Can I directly apply the theorem 1=(a/d,b/d) for this? Let a and b be two positive even integers. Prove that (a, b) = 2(a/2, b/2)

Question

Let d=(a,b)
a and b are even integers
$→$ $2|a$ $and$ $2|b$
$→$ $2|ax + by$ ($x,y$ are some integers)
$→$ $2|d$
Then we can express,
$a =2p,$ $b=2q$, $d= 2k$ ($k,p,q$ are some integers)
then $d=(a,b)=(2p,2q)$
We know that $(a/d,b/d)=1$
Then,
$1 = (2p/2k,2q/2k)$
$1 = (p/k,q/k)$
$k = (p,q)$
$d/2 = (a/2,b/2)$ (since $k=d/2,p=a/2,q=b/2$)
$d = 2(a/2,b/2)$
My problem is, Can I directly apply the theorem $(a/d,b/d)=1$ to prove this?
Please, Can anyone offer some assistance, please?

Answer 1

Yes, you can directly apply the theorem, but you don't need to. See this.

Here's a proof for the theorem:

Let $d=(a,b)$, then there exists $x,y\in\mathbb Z$ with $a=dx$ and $b=dy$.

We want to show that $(x,y)=1$. Suppose that $(x,y)=d'>1$. Then there exist integers $m,n$ with $x=d'm$ and $y=d'n$, but then we have $a=dx=dd'm$ and $b=dy=dd'n$, so $(a,b)>d$, which is a contradiction since $d=(a,b)$. Thus we have $(x,y)=1$.
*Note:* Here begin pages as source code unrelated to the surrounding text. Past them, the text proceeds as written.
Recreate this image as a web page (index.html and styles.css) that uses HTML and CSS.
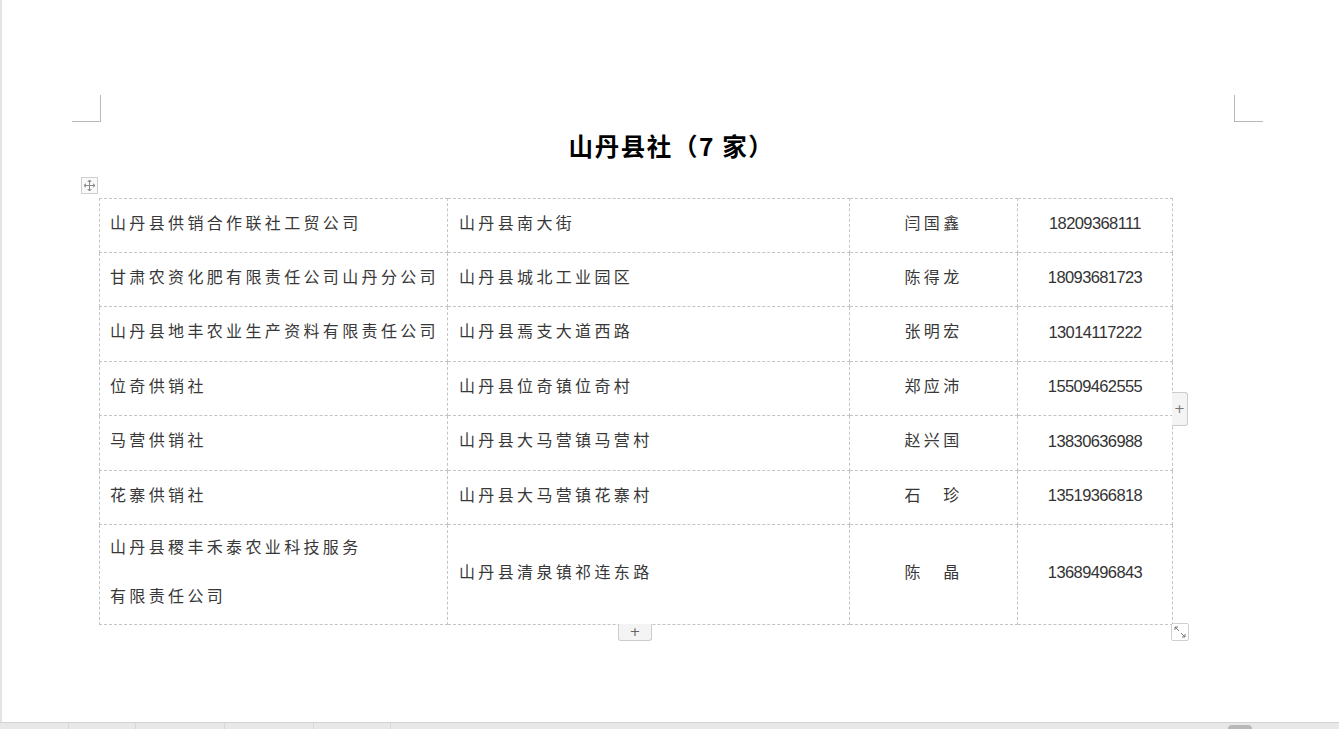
FILE: index.html
```html
<!DOCTYPE html>
<html lang="zh-CN">
<head>
<meta charset="utf-8">
<title>山丹县社</title>
<link rel="stylesheet" href="styles.css">
</head>
<body>
<div class="app">
  <div class="page">
    <div class="marks">
      <span class="mark mark-left"></span>
      <span class="mark mark-right"></span>
    </div>
    <h1 class="title">山丹县社（7 家）</h1>
    <div class="handle-row">
      <span class="move-handle">
        <svg width="13" height="13" viewBox="0 0 13 13" fill="none" stroke="#8a8a8a" stroke-width="1">
          <path d="M6.5 1v11M1 6.5h11"/>
          <path d="M4.8 2.8L6.5 1l1.7 1.8M4.8 10.2L6.5 12l1.7-1.8M2.8 4.8L1 6.5l1.8 1.7M10.2 4.8L12 6.5l-1.8 1.7" fill="#8a8a8a"/>
        </svg>
      </span>
    </div>
    <div class="table-wrap">
      <table class="grid">
        <colgroup>
          <col class="c1"><col class="c2"><col class="c3"><col class="c4">
        </colgroup>
        <tbody>
          <tr class="r54"><td class="left">山丹县供销合作联社工贸公司</td><td class="left">山丹县南大街</td><td class="center">闫国鑫</td><td class="num">18209368111</td></tr>
          <tr class="r54"><td class="left">甘肃农资化肥有限责任公司山丹分公司</td><td class="left">山丹县城北工业园区</td><td class="center">陈得龙</td><td class="num">18093681723</td></tr>
          <tr class="r55"><td class="left">山丹县地丰农业生产资料有限责任公司</td><td class="left">山丹县焉支大道西路</td><td class="center">张明宏</td><td class="num">13014117222</td></tr>
          <tr class="r54"><td class="left">位奇供销社</td><td class="left">山丹县位奇镇位奇村</td><td class="center">郑应沛</td><td class="num">15509462555</td></tr>
          <tr class="r55"><td class="left">马营供销社</td><td class="left">山丹县大马营镇马营村</td><td class="center">赵兴国</td><td class="num">13830636988</td></tr>
          <tr class="r54"><td class="left">花寨供销社</td><td class="left">山丹县大马营镇花寨村</td><td class="center">石&emsp;珍</td><td class="num">13519366818</td></tr>
          <tr class="r100"><td class="left two-line"><div class="l1">山丹县稷丰禾泰农业科技服务</div><div class="l2">有限责任公司</div></td><td class="left">山丹县清泉镇祁连东路</td><td class="center">陈&emsp;晶</td><td class="num">13689496843</td></tr>
        </tbody>
      </table>
      <span class="add-col">+</span>
      <span class="add-row">+</span>
      <span class="resize">
        <svg width="14" height="14" viewBox="0 0 14 14" fill="none" stroke="#777" stroke-width="1">
          <path d="M2 2l4 4M2 2h3M2 2v3"/>
          <path d="M12 12L8 8M12 12H9M12 12V9"/>
        </svg>
      </span>
    </div>
  </div>
  <div class="statusbar">
    <span class="seg s1"></span><span class="seg s2"></span><span class="seg s3"></span><span class="seg s4"></span><span class="seg s5"></span>
    <span class="thumb"></span>
  </div>
</div>
</body>
</html>
```

FILE: styles.css
```css
html, body {
  margin: 0;
  padding: 0;
  background: #ffffff;
}

body {
  font-family: "Noto Sans CJK SC", "Liberation Sans", sans-serif;
  color: #333333;
}

.app {
  width: 1339px;
  height: 729px;
  display: flex;
  flex-direction: column;
  overflow: hidden;
}

.page {
  flex: 1;
  box-sizing: border-box;
  border-left: 2px solid #e4e4e4;
  padding-top: 95px;
  display: flex;
  flex-direction: column;
}

.marks {
  display: flex;
  justify-content: space-between;
  padding: 0 76px 0 70px;
}

.mark {
  display: block;
  width: 29px;
  height: 27px;
  box-sizing: border-box;
  border-bottom: 1px solid #b9b9b9;
}

.mark-left {
  border-right: 1px solid #b9b9b9;
}

.mark-right {
  border-left: 1px solid #b9b9b9;
}

.title {
  margin: 8px 0 0 104px;
  width: 1131px;
  text-align: center;
  font-family: "Noto Sans CJK SC", sans-serif;
  font-weight: 700;
  font-size: 24.5px;
  line-height: 32px;
  letter-spacing: 1.6px;
  color: #000000;
}

.handle-row {
  display: flex;
  margin-top: 15px;
  padding-left: 79px;
  height: 18px;
}

.move-handle {
  width: 17px;
  height: 17px;
  box-sizing: border-box;
  border: 1px solid #cfcfcf;
  background: #fafafa;
  display: flex;
  align-items: center;
  justify-content: center;
}

.table-wrap {
  position: relative;
  margin-top: 3px;
  margin-left: 97px;
  width: 1073px;
}

.grid {
  border-collapse: collapse;
  table-layout: fixed;
  width: 1073px;
}

.c1 { width: 348px; }
.c2 { width: 402px; }
.c3 { width: 168px; }
.c4 { width: 155px; }

.grid td {
  border: 1px dashed #c4c4c4;
  padding: 0 0 8px 0;
  font-size: 16px;
  letter-spacing: 3.35px;
  white-space: nowrap;
  vertical-align: middle;
  color: #383838;
}

.r54 td { height: 45px; }
.r55 td { height: 46px; }
.r100 td { height: 91px; }

.grid td.num { padding-bottom: 4px; }
.r54 td.num { height: 49px; }
.r55 td.num { height: 50px; }
.r100 td.num { height: 95px; }

.grid td.two-line {
  padding-bottom: 0;
  height: 99px;
}

.left {
  padding-left: 10px !important;
  text-align: left;
}

.grid td:nth-child(2).left {
  padding-left: 11px !important;
}

.center {
  text-align: center;
}

.num {
  text-align: center;
  font-family: "Liberation Sans", sans-serif;
  font-size: 16.5px !important;
  letter-spacing: -0.6px !important;
  color: #333333 !important;
}

.two-line .l1 {
  line-height: 42px;
}

.two-line .l2 {
  line-height: 57px;
}

.add-col {
  position: absolute;
  left: 1073px;
  top: 194px;
  width: 16px;
  height: 34px;
  box-sizing: border-box;
  border: 1px solid #cccccc;
  border-left: none;
  border-radius: 0 3px 3px 0;
  background: #f4f4f4;
  color: #777;
  font-family: "DejaVu Sans", sans-serif;
  font-size: 13px;
  line-height: 32px;
  text-align: center;
}

.add-row {
  position: absolute;
  left: 519px;
  top: 426px;
  width: 34px;
  height: 17px;
  box-sizing: border-box;
  border: 1px solid #cccccc;
  border-top: none;
  border-radius: 0 0 3px 3px;
  background: #f4f4f4;
  color: #666;
  font-family: "DejaVu Sans", sans-serif;
  font-size: 13px;
  line-height: 16px;
  text-align: center;
}

.resize {
  position: absolute;
  left: 1072px;
  top: 425px;
  width: 18px;
  height: 18px;
  box-sizing: border-box;
  border: 1px solid #d0d0d0;
  border-radius: 2px;
  background: #ffffff;
  display: flex;
  align-items: center;
  justify-content: center;
}

.statusbar {
  height: 7px;
  box-sizing: border-box;
  border-top: 1px solid #d2d2d2;
  background: #e8e8e8;
  display: flex;
  position: relative;
}

.seg {
  display: block;
  border-right: 1px solid #d8d8d8;
  height: 6px;
}

.s1 { width: 68px; }
.s2 { width: 66px; }
.s3 { width: 88px; }
.s4 { width: 88px; }
.s5 { width: 76px; }

.thumb {
  position: absolute;
  left: 1228px;
  top: 2px;
  width: 24px;
  height: 8px;
  border-radius: 4px;
  background: #b8b8b8;
}
```
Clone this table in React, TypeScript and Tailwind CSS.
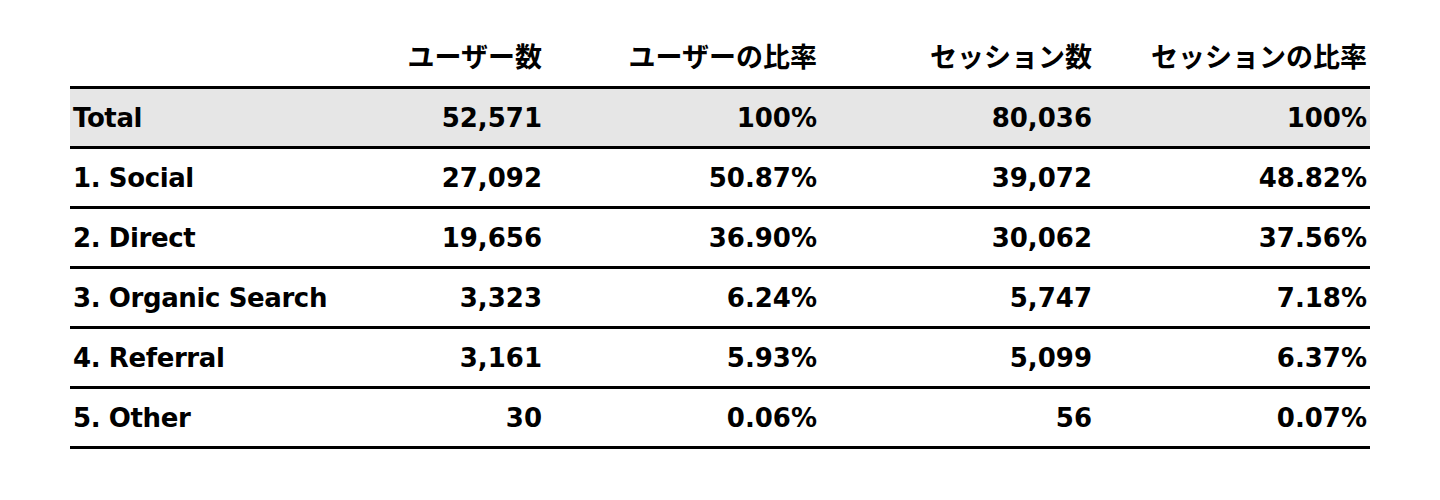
const headers = ["ユーザー数", "ユーザーの比率", "セッション数", "セッションの比率"];

type Row = {
  label: string;
  users: string;
  userRate: string;
  sessions: string;
  sessionRate: string;
  total?: boolean;
};

const rows: Row[] = [
  { label: "Total", users: "52,571", userRate: "100%", sessions: "80,036", sessionRate: "100%", total: true },
  { label: "1. Social", users: "27,092", userRate: "50.87%", sessions: "39,072", sessionRate: "48.82%" },
  { label: "2. Direct", users: "19,656", userRate: "36.90%", sessions: "30,062", sessionRate: "37.56%" },
  { label: "3. Organic Search", users: "3,323", userRate: "6.24%", sessions: "5,747", sessionRate: "7.18%" },
  { label: "4. Referral", users: "3,161", userRate: "5.93%", sessions: "5,099", sessionRate: "6.37%" },
  { label: "5. Other", users: "30", userRate: "0.06%", sessions: "56", sessionRate: "0.07%" },
];

const rowClass =
  "grid grid-cols-[200px_275px_275px_275px_275px] h-[60px] items-center border-b-[3px] border-black";

export default function App() {
  return (
    <div
      className="min-h-[500px] bg-white pt-[29px] text-black"
      style={{ fontFamily: '"DejaVu Sans", "Noto Sans CJK JP", sans-serif' }}
    >
      <div className="mx-[70px] w-[1300px] text-[26px] font-bold leading-none">
        <div className={rowClass}>
          <div />
          {headers.map((h) => (
            <div key={h} className="whitespace-nowrap px-[3px] text-right text-[27px]">
              {h}
            </div>
          ))}
        </div>

        {rows.map((row) => (
          <div key={row.label} className={`${rowClass} ${row.total ? "bg-[#e6e6e6]" : ""}`}>
            <div className="whitespace-nowrap px-[3px] tracking-[-0.015em]">{row.label}</div>
            <div className="px-[3px] text-right">{row.users}</div>
            <div className="px-[3px] text-right">{row.userRate}</div>
            <div className="px-[3px] text-right">{row.sessions}</div>
            <div className="px-[3px] text-right">{row.sessionRate}</div>
          </div>
        ))}
      </div>
    </div>
  );
}
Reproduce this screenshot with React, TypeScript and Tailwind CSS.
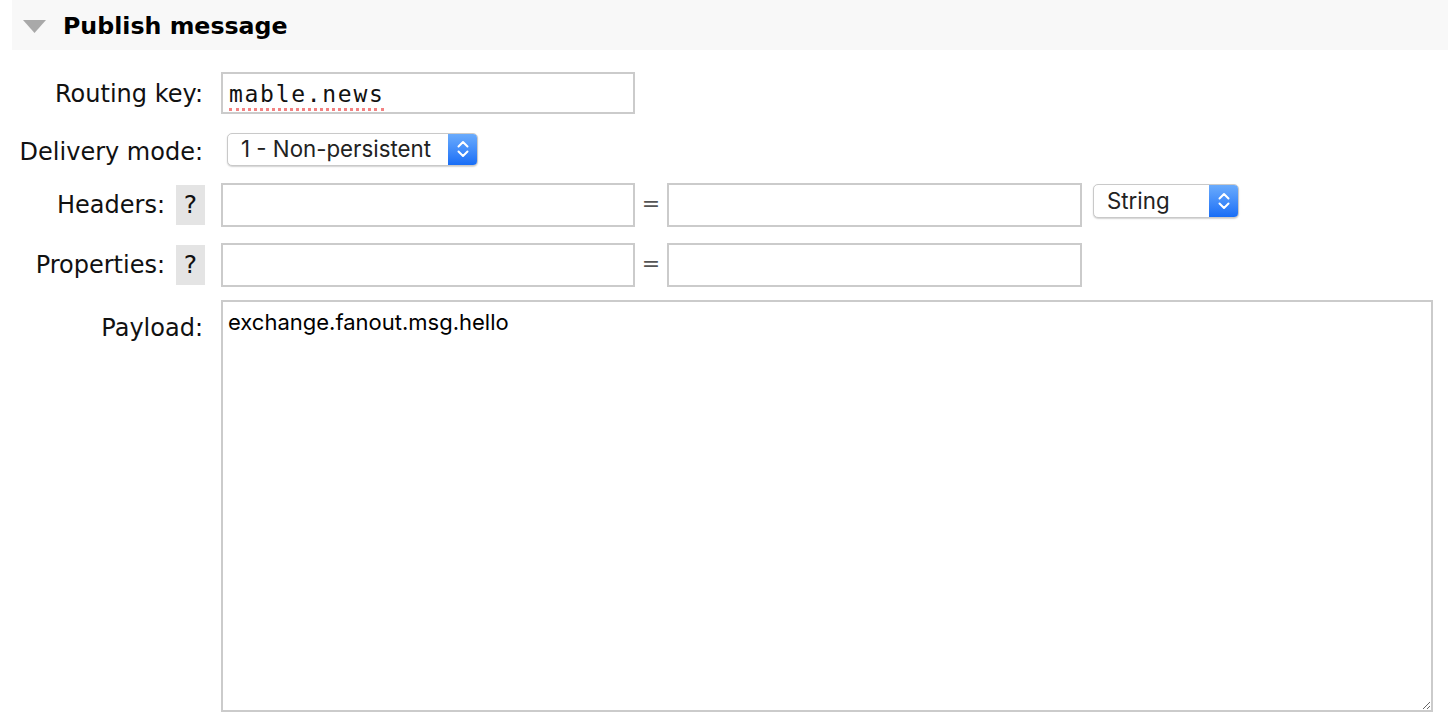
import React from "react";

const labelFont = "font-['DejaVu_Sans','Verdana',sans-serif]";
const uiFont = "font-['Inter','Noto_Sans',sans-serif]";

const Chevrons: React.FC = () => (
  <svg width="12" height="20" viewBox="0 0 12 20" fill="none">
    <path d="M1.5 7.5 L6 3 L10.5 7.5" stroke="white" strokeWidth="2" strokeLinecap="round" strokeLinejoin="round" />
    <path d="M1.5 12.5 L6 17 L10.5 12.5" stroke="white" strokeWidth="2" strokeLinecap="round" strokeLinejoin="round" />
  </svg>
);

const MacSelect: React.FC<{ label: string; className?: string }> = ({ label, className }) => {
  return (
    <div
      className={
        "flex items-stretch rounded-[5px] border border-[#c9c9c9] bg-white shadow-[0_1px_1.5px_rgba(0,0,0,0.18)] overflow-hidden " +
        (className ?? "")
      }
    >
      <div className={"flex-1 flex items-center pl-[13px] text-[22.3px] text-[#222] " + uiFont}>{label}</div>
      <div className="w-[29px] flex items-center justify-center bg-linear-to-b from-[#6aabfc] to-[#176df6]">
        <Chevrons />
      </div>
    </div>
  );
};

const Help: React.FC = () => (
  <div className="ml-[11px] w-[29px] h-[40px] bg-[#e4e4e4] flex items-center justify-center text-[25px] text-[#111]">?</div>
);

const Label: React.FC<{ text: string; help?: boolean; top?: boolean; shift?: string }> = ({ text, help, top, shift }) => (
  <div className={"w-[205px] flex justify-end shrink-0 " + (top ? "items-start pt-[10px]" : "items-center")}>
    <span className={"text-[24px] text-[#111] " + (help ? "" : "pr-[2px] ") + (shift ?? "")}>{text}</span>
    {help && <Help />}
  </div>
);

const inputCls = "h-[44px] border-2 border-[#cbcbcb] bg-white outline-none px-2";

const Eq: React.FC = () => (
  <div className="w-[32px] flex justify-center text-[22px] text-[#555] pb-[4px]">=</div>
);

export default function App() {
  return (
    <div className={"w-[1448px] h-[724px] bg-white overflow-hidden " + labelFont}>
      <div className="ml-[12px] h-[50px] bg-[#f8f8f8] flex items-center">
        <svg className="ml-[11px] mt-[2px]" width="23" height="13" viewBox="0 0 23 13">
          <polygon points="0,0 23,0 11.5,13" fill="#a9a9a9" />
        </svg>
        <h2 className="ml-[17px] mt-[3px] text-[23.7px] font-bold text-black">Publish message</h2>
      </div>

      <div className="mt-[22px] flex flex-col">
        {/* Routing key */}
        <div className="flex items-center h-[42px]">
          <Label text="Routing key:" shift="mt-[2px]" />
          <div className="ml-[16px] w-[414px] h-[42px] border-2 border-[#cbcbcb] flex items-center pl-[6px] pt-[4px]">
            <span className="font-['DejaVu_Sans_Mono',monospace] text-[23px] tracking-[1.7px] text-[#111] border-b-[3px] border-dotted border-[#f28282] leading-[28px]">
              mable.news
            </span>
          </div>
        </div>

        {/* Delivery mode */}
        <div className="mt-[19px] flex items-center h-[32px]">
          <Label text="Delivery mode:" shift="mt-[6px]" />
          <MacSelect label="1 - Non-persistent" className="ml-[22px] w-[251px] h-[33px]" />
        </div>

        {/* Headers */}
        <div className="mt-[18px] flex items-center h-[44px]">
          <Label text="Headers:" help />
          <input className={"ml-[16px] w-[414px] " + inputCls} />
          <Eq />
          <input className={"w-[415px] " + inputCls} />
          <MacSelect label="String" className="ml-[11px] w-[146px] h-[34px] self-start mt-[1px]" />
        </div>

        {/* Properties */}
        <div className="mt-[16px] flex items-center h-[44px]">
          <Label text="Properties:" help />
          <input className={"ml-[16px] w-[414px] " + inputCls} />
          <Eq />
          <input className={"w-[415px] " + inputCls} />
        </div>

        {/* Payload */}
        <div className="mt-[13px] flex items-start">
          <Label text="Payload:" top />
          <textarea
            readOnly
            defaultValue="exchange.fanout.msg.hello"
            className={"ml-[16px] w-[1212px] h-[412px] border-2 border-[#cbcbcb] px-[5px] py-[4px] text-[22px] text-black outline-none " + uiFont}
          />
        </div>
      </div>
    </div>
  );
}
In other words, since the greatest common divisor, $d$, is the largest positive integer that divides $a$ and $b$, if $(\frac{a}{d},\frac{b}{d})>1,$ then $d$ will not be the greatest common divisor of $a$ and $b$ because $\frac{a}{d}$ and $\frac{b}{d}$ have a common divisor bigger than $1$.